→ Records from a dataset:
** Start **

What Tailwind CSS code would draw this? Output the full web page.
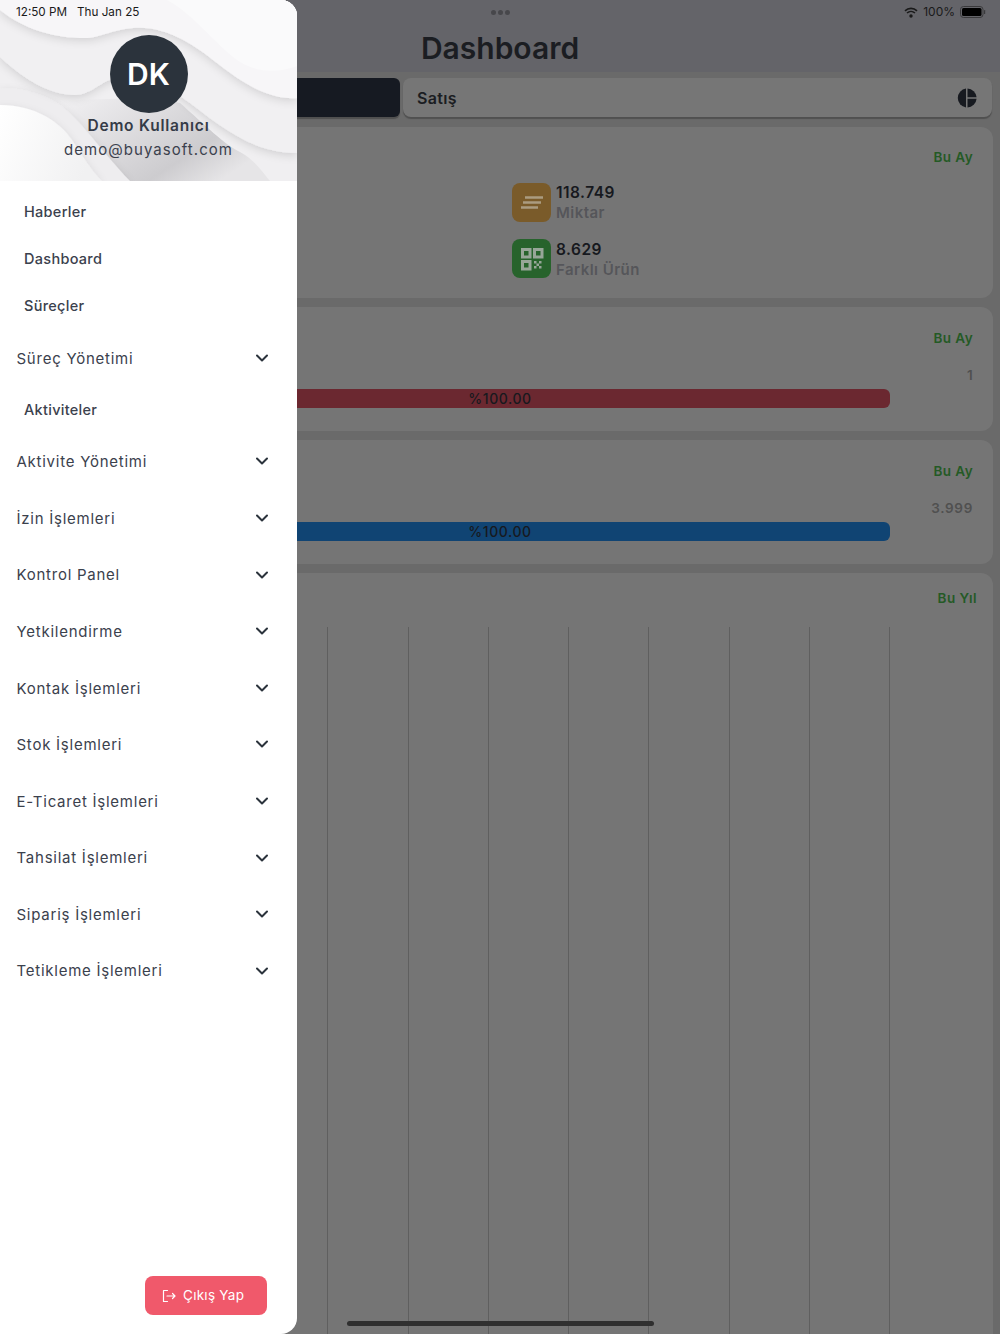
<!DOCTYPE html>
<html lang="en">
<head>
    <meta charset="UTF-8">
    <meta name="viewport" content="width=device-width, initial-scale=1.0">
    <script src="https://cdn.jsdelivr.net/npm/@tailwindcss/browser@4"></script>
    <title>Dashboard</title>
</head>
<body class="bg-[#6a6a6a] font-['Inter',sans-serif] h-[1334px] overflow-hidden relative">

    <!-- Dashboard behind the drawer -->
    <main class="h-[1334px] flex flex-col overflow-hidden">
        <header class="h-[72px] shrink-0 bg-[#646469] flex flex-col items-center">
            <div class="h-[24px] shrink-0 flex items-center gap-[2px]">
                <span class="w-[5px] h-[5px] rounded-full bg-[#47474b]"></span>
                <span class="w-[5px] h-[5px] rounded-full bg-[#47474b]"></span>
                <span class="w-[5px] h-[5px] rounded-full bg-[#47474b]"></span>
            </div>
            <h1 class="text-[30px] leading-[48px] font-semibold text-[#1b1d22]">Dashboard</h1>
        </header>

        <div class="flex gap-[3px] px-2 mt-[6px] h-[39px] shrink-0">
            <div class="w-[392px] bg-[#161a22] rounded-md shadow-[0_2px_1px_#505050]"></div>
            <div class="flex-1 bg-[#767676] rounded-lg shadow-[0_2px_1px_#505050] flex items-center justify-between pl-[14px] pr-[15px]">
                <span class="text-[16px] font-semibold text-[#1b1d22] tracking-[0.02em]">Satış</span>
                <svg width="20" height="20" viewBox="0 0 20 20" fill="#171a20">
                    <path d="M9 0.500A9.600 9.600 0 0 0 9 19.500Z"/>
                    <path d="M10.500 0.500A9.600 9.600 0 0 1 19.600 9.200H10.500Z"/>
                    <path d="M10.500 10.800H19.600A9.600 9.600 0 0 1 10.500 19.500Z"/>
                </svg>
            </div>
        </div>

        <section class="mt-[10px] mx-2 w-[985px] h-[171px] shrink-0 bg-[#757575] rounded-xl relative">
            <p class="absolute right-[20px] top-[22px] text-[13.500px] leading-[16px] font-semibold text-[#245a25] tracking-[0.03em]">Bu Ay</p>
            <div class="ml-[504px] pt-[56px] flex flex-col gap-[17px]">
                <div class="flex gap-[5px] h-[39px]">
                    <div class="w-[39px] h-[39px] rounded-lg bg-[#7a5b2a] flex items-center justify-center">
                        <svg width="22" height="13" viewBox="0 0 22 13" stroke="#ab9c80" stroke-width="2.500" fill="none">
                            <path d="M4 1.500H22M2 6.500H20M0 11.500H17"/>
                        </svg>
                    </div>
                    <div class="flex flex-col">
                        <span class="text-[15.500px] leading-[20px] font-semibold text-[#17191e] tracking-[0.03em]">118.749</span>
                        <span class="text-[15px] leading-[20px] font-semibold text-[#55565a] tracking-[0.03em]">Miktar</span>
                    </div>
                </div>
                <div class="flex gap-[5px] h-[39px]">
                    <div class="w-[39px] h-[39px] rounded-lg bg-[#27632c] flex items-center justify-center">
                        <svg width="24" height="24" viewBox="0 0 24 24" fill="none" stroke="#98a699" stroke-width="3">
                            <rect x="2.500" y="2.500" width="7.500" height="7.500"/>
                            <rect x="14.500" y="2.500" width="7.500" height="7.500"/>
                            <rect x="2.500" y="14.500" width="7.500" height="7.500"/>
                            <path d="M14 14h2.500v2.500h-2.500zM19 14h2.500v2.500h-2.500zM16.500 16.500h2.500v2.500h-2.500zM14 19h2.500v2.500h-2.500zM19 19h2.500v2.500h-2.500z" stroke="none" fill="#98a699"/>
                        </svg>
                    </div>
                    <div class="flex flex-col pt-[1px]">
                        <span class="text-[15.500px] leading-[20px] font-semibold text-[#17191e] tracking-[0.03em]">8.629</span>
                        <span class="text-[15px] leading-[20px] font-semibold text-[#55565a] tracking-[0.03em]">Farklı Ürün</span>
                    </div>
                </div>
            </div>
        </section>

        <section class="mt-[9px] mx-2 w-[985px] h-[124px] shrink-0 bg-[#757575] rounded-xl relative">
            <p class="absolute right-[20px] top-[23px] text-[13.500px] leading-[16px] font-semibold text-[#245a25] tracking-[0.03em]">Bu Ay</p>
            <p class="absolute right-[20px] top-[60px] text-[13.500px] leading-[16px] font-semibold text-[#505050] tracking-[0.03em]">1</p>
            <div class="absolute left-[102px] top-[82px] w-[780px] h-[19px] rounded-md bg-[#6b2830] flex items-center justify-center text-[14px] font-medium text-[#17191e] tracking-[0.04em]">%100.00</div>
        </section>

        <section class="mt-[9px] mx-2 w-[985px] h-[124px] shrink-0 bg-[#757575] rounded-xl relative">
            <p class="absolute right-[20px] top-[23px] text-[13.500px] leading-[16px] font-semibold text-[#245a25] tracking-[0.03em]">Bu Ay</p>
            <p class="absolute right-[20px] top-[60px] text-[13.500px] leading-[16px] font-semibold text-[#505050] tracking-[0.05em]">3.999</p>
            <div class="absolute left-[102px] top-[82px] w-[780px] h-[19px] rounded-md bg-[#104473] flex items-center justify-center text-[14px] font-medium text-[#17191e] tracking-[0.04em]">%100.00</div>
        </section>

        <section class="mt-[9px] mx-2 w-[985px] flex-1 bg-[#757575] rounded-t-xl relative">
            <p class="absolute right-[16px] top-[17px] text-[13.500px] leading-[16px] font-semibold text-[#245a25] tracking-[0.03em]">Bu Yıl</p>
            <div id="grid" class="absolute left-[78.500px] top-[54px] bottom-0 flex"></div>
        </section>
    </main>

    <div class="absolute left-[347px] bottom-[8px] w-[307px] h-[5px] rounded-full bg-[#2f2f2f]"></div>

    <!-- Drawer -->
    <aside class="absolute left-0 top-0 bottom-0 w-[297px] bg-white rounded-r-2xl overflow-hidden flex flex-col">
        <div class="relative h-[181px] shrink-0 flex flex-col items-center pt-[35px]">
            <svg class="absolute inset-0" width="297" height="181" viewBox="0 0 297 181">
                <defs>
                    <filter id="soft" x="-10%" y="-10%" width="120%" height="130%">
                        <feDropShadow dx="0" dy="3" stdDeviation="4" flood-color="#000" flood-opacity="0.12"/>
                    </filter>
                    <linearGradient id="low" x1="0" y1="0" x2="1" y2="0.600">
                        <stop offset="0" stop-color="#f2f1f3"/>
                        <stop offset="0.750" stop-color="#cdcccf"/>
                        <stop offset="1" stop-color="#e6e5e7"/>
                    </linearGradient>
                    <linearGradient id="corner" x1="0" y1="0" x2="1" y2="0.300">
                        <stop offset="0" stop-color="#ffffff"/>
                        <stop offset="1" stop-color="#f1f1f2"/>
                    </linearGradient>
                </defs>
                <rect width="297" height="181" fill="#f0eff1"/>
                <path d="M60 100C110 100 150 95 180 103C205 125 225 145 240 152C255 160 262 172 270 181H100Z" fill="url(#low)"/>
                <path d="M0 88C20 88 40 92 57 103C80 118 100 150 130 181H0Z" fill="#eeedef" filter="url(#soft)"/>
                <path d="M297 153C255 153 225 130 190 103C165 85 145 72 115 78C100 82 90 95 75 95C50 95 25 80 0 57V0H297Z" fill="#f1f0f2" filter="url(#soft)"/>
                <path d="M297 98C270 100 245 85 217 63C195 45 165 25 133 28C110 30 100 38 85 38C55 38 25 30 0 10V0H297Z" fill="#f7f6f8" filter="url(#soft)"/>
                <path d="M167 0C195 15 215 45 240 62C260 74 280 72 297 66V0Z" fill="#fafafb"/>
                <path d="M0 105C35 105 60 122 72 140C82 155 92 172 102 181H0Z" fill="url(#corner)" filter="url(#soft)"/>
            </svg>
            <div class="relative w-[78px] h-[78px] rounded-full bg-[#2b333c] flex items-center justify-center text-[30px] font-semibold text-white">DK</div>
            <p class="relative mt-[3px] text-[15.500px] leading-[20px] font-semibold text-[#353b47] tracking-[0.05em]">Demo Kullanıcı</p>
            <p class="relative mt-[4px] text-[15px] leading-[20px] text-[#3b414d] tracking-[0.07em]">demo@buyasoft.com</p>
        </div>

        <nav id="menu" class="pt-[7.500px]"></nav>

        <div class="mt-auto flex justify-end pr-[30px] pb-[19px]">
            <button class="w-[122px] h-[39px] rounded-lg bg-[#f0596b] flex items-center gap-[7px] pl-[17px] text-[13.500px] text-white tracking-[0.02em]">
                <svg width="14" height="14" viewBox="0 0 14 14" fill="none" stroke="white" stroke-width="1.200" stroke-linecap="round" stroke-linejoin="round">
                    <path d="M5.500 1.500H1.500V12.500H5.500M5 7H13M10.500 4.500L13 7L10.500 9.500"/>
                </svg>
                Çıkış Yap
            </button>
        </div>
    </aside>

    <!-- Status bar -->
    <div class="absolute left-[16px] top-[5px] h-[14px] flex gap-[10px] text-[11.700px] leading-[14px] text-[#1a1a1a]">
        <span>12:50 PM</span><span>Thu Jan 25</span>
    </div>
    <div class="absolute right-[14px] top-[5px] h-[14px] flex items-center gap-[5px] text-[12px] leading-[14px] text-[#1a1a1a]">
        <svg width="14" height="11" viewBox="0 0 14 11" fill="none" stroke="#1a1a1a" stroke-width="1.600">
            <path d="M1 3.800C4.400 0.600 9.600 0.600 13 3.800M3 6C5.300 3.900 8.700 3.900 11 6"/>
            <circle cx="7" cy="9" r="1.700" fill="#1a1a1a" stroke="none"/>
        </svg>
        <span>100%</span>
        <svg width="26" height="12" viewBox="0 0 26 12">
            <rect x="0.500" y="0.500" width="22.500" height="11" rx="3" fill="none" stroke="#3a3a3c"/>
            <rect x="2" y="2" width="19.500" height="8" rx="1.500" fill="#000"/>
            <rect x="24" y="4" width="1.200" height="4" rx="0.600" fill="#3a3a3c"/>
        </svg>
    </div>

    <script>
        const chevron = `<svg width="12" height="8" viewBox="0 0 12 8" fill="none" stroke="#2b333c" stroke-width="2" stroke-linecap="round" stroke-linejoin="round"><path d="M1 1.500L6 6.500L11 1.500"/></svg>`;

        // group: true rows have a chevron, the others are plain links
        const menuItems = [
            { name: 'Haberler' },
            { name: 'Dashboard' },
            { name: 'Süreçler' },
            { name: 'Süreç Yönetimi', group: true },
            { name: 'Aktiviteler' },
            { name: 'Aktivite Yönetimi', group: true },
            { name: 'İzin İşlemleri', group: true },
            { name: 'Kontrol Panel', group: true },
            { name: 'Yetkilendirme', group: true },
            { name: 'Kontak İşlemleri', group: true },
            { name: 'Stok İşlemleri', group: true },
            { name: 'E-Ticaret İşlemleri', group: true },
            { name: 'Tahsilat İşlemleri', group: true },
            { name: 'Sipariş İşlemleri', group: true },
            { name: 'Tetikleme İşlemleri', group: true }
        ];

        document.getElementById('menu').innerHTML = menuItems.map(item => item.group
            ? `<div class="h-[56.600px] flex items-center justify-between pl-[16.500px] pr-[29px] text-[15px] text-[#3b414d] tracking-[0.05em]"><span class="pt-[2px]">${item.name}</span>${chevron}</div>`
            : `<div class="h-[47px] flex items-center pl-[24px] text-[14.500px] font-medium text-[#3b414d] tracking-[0.02em]">${item.name}</div>`
        ).join('');

        document.getElementById('grid').innerHTML = Array.from({ length: 11 })
            .map(() => '<div class="w-[80.250px] h-full border-l border-[#5f5f5f]"></div>')
            .join('');
    </script>
</body>
</html>
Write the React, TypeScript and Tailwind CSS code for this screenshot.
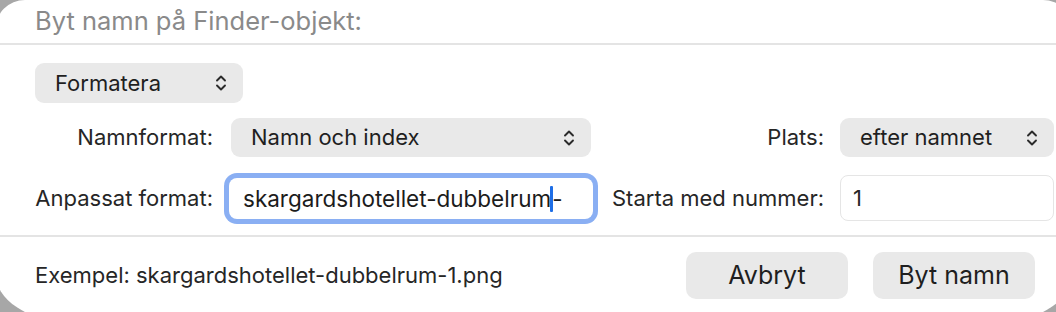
import React from "react";

function Chevrons() {
  return (
    <svg width="12" height="18" viewBox="0 0 12 18" fill="none" className="shrink-0">
      <path d="M2 6.5 L6 2.5 L10 6.5" stroke="#2b2b2b" strokeWidth="1.9" strokeLinecap="round" strokeLinejoin="round" />
      <path d="M2 11.5 L6 15.5 L10 11.5" stroke="#2b2b2b" strokeWidth="1.9" strokeLinecap="round" strokeLinejoin="round" />
    </svg>
  );
}

function Popup({ label, className }: { label: string; className?: string }) {
  return (
    <div
      className={
        "flex items-center justify-between rounded-[9px] bg-[#e9e9e9] pl-[20px] pr-[16px] text-[22px] text-[#1f1f1f] " +
        (className ?? "")
      }
    >
      <span>{label}</span>
      <Chevrons />
    </div>
  );
}

export default function App() {
  return (
    <div
      className="h-[312px] w-[1056px] overflow-hidden bg-[#a7a7a7]"
      style={{ fontFamily: "Inter, 'Noto Sans', 'Liberation Sans', sans-serif" }}
    >
      <div className="ml-[-5px] flex h-[322px] w-[1078px] flex-col rounded-tl-[30px] rounded-tr-[30px] rounded-bl-[75px_50px] rounded-br-[75px_50px] bg-white">
        {/* header */}
        <div className="flex h-[45px] shrink-0 items-center border-b-[2px] border-[#e4e4e4] pb-[2px] pl-[40px]">
          <span className="text-[25.5px] leading-[32px] text-[#8a8a8a]">Byt namn på Finder-objekt:</span>
        </div>

        {/* body */}
        <div className="flex flex-col pl-[40px] pr-[19px] pt-[18px]">
          <Popup label="Formatera" className="h-[40px] w-[208px]" />

          <div className="mt-[15px] grid grid-cols-[178px_364px_1fr_214px] items-center gap-x-[16px] gap-y-[18px] text-[22px] text-[#262626]">
            <div className="whitespace-nowrap text-right">Namnformat:</div>
            <Popup label="Namn och index" className="mx-[2px] h-[39px]" />
            <div className="whitespace-nowrap text-right">Plats:</div>
            <Popup label="efter namnet" className="h-[39px]" />

            <div className="whitespace-nowrap text-right">Anpassat format:</div>
            <div className="flex h-[41px] items-center rounded-[8px] bg-white pl-[14px] shadow-[0_0_0_5px_#8aaff3]">
              <span className="whitespace-nowrap text-[22.5px] text-[#1c1c1c]">
                skargardshotellet-dubbelrum
                <span className="relative mx-[-1px] inline-block h-[26px] w-[3px] translate-y-[5px] rounded-[1px] bg-[#1e6ee6]" />
                -
              </span>
            </div>
            <div className="whitespace-nowrap text-right">Starta med nummer:</div>
            <div className="flex h-[46px] items-center rounded-[8px] border border-[#e5e5e5] bg-white pl-[12px]">
              1
            </div>
          </div>
        </div>

        <div className="mt-[14px] border-b-[2px] border-[#e4e4e4]" />

        {/* footer */}
        <div className="flex items-center justify-between pl-[40px] pr-[38px] pt-[15px]">
          <span className="text-[22px] text-[#262626]">Exempel: skargardshotellet-dubbelrum-1.png</span>
          <div className="flex gap-[25px]">
            <div className="flex h-[47px] w-[162px] items-center justify-center rounded-[10px] bg-[#e9e9e9] text-[25px] text-[#1f1f1f]">
              Avbryt
            </div>
            <div className="flex h-[47px] w-[162px] items-center justify-center rounded-[10px] bg-[#e9e9e9] text-[25px] text-[#1f1f1f]">
              Byt namn
            </div>
          </div>
        </div>
      </div>
    </div>
  );
}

** End **

→ REQUIREMENTS: Copy every line of the data that holds the string "code".

→ EXERCISE RESULT:
What Tailwind CSS code would draw this? Output the full web page.
Write the React, TypeScript and Tailwind CSS code for this screenshot.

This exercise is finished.